As I said earlier, there may not be enough money left in your DC fund to pay your monthly pension when you retire. Take steps now – have a look at the age threshold above, have you room to start AVCs and importantly, can you afford it  It is very tax efficient BUT you may have more pressing priorities. Whatever you do, don’t procrastinate.

Remember the younger you start the better as this table shows:
Pension Maturity Values at National Retirement Age - 65:

Age    Estimated maturity value at NRA      Providing a yearly pension of
25       €679,059                                           €37,114
35       €332,135                                           €18,567
45       €145,161                                           €8,299

Finally, your financial adviser is a key person. There have been a significant number of changes over the last seven years in particular when the Central Bank of Ireland first took over the supervision and regulation of insurance brokers and investment intermediaries.

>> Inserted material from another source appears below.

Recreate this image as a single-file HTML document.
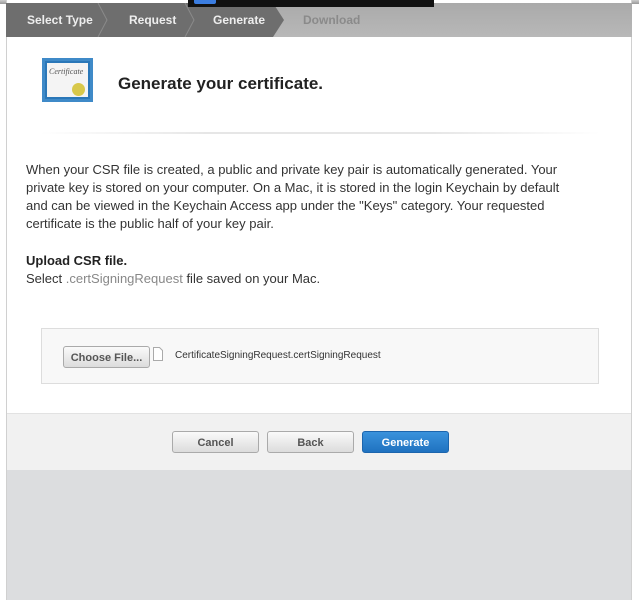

When you meet an adviser for the first time, you should be given a Terms of Business. This will tell you what insurance and investment agencies the adviser maintains plus how the adviser earns their fees. Most firms are paid by the insurance companies. It is important therefore for you to know the difference between independent and tied agents.

Compliance now plays a huge part for all involved – the insurance company, intermediary and the consumer and while it may be "just paperwork" it is all designed to ensure probity, integrity and honesty. Sadly it has to be done.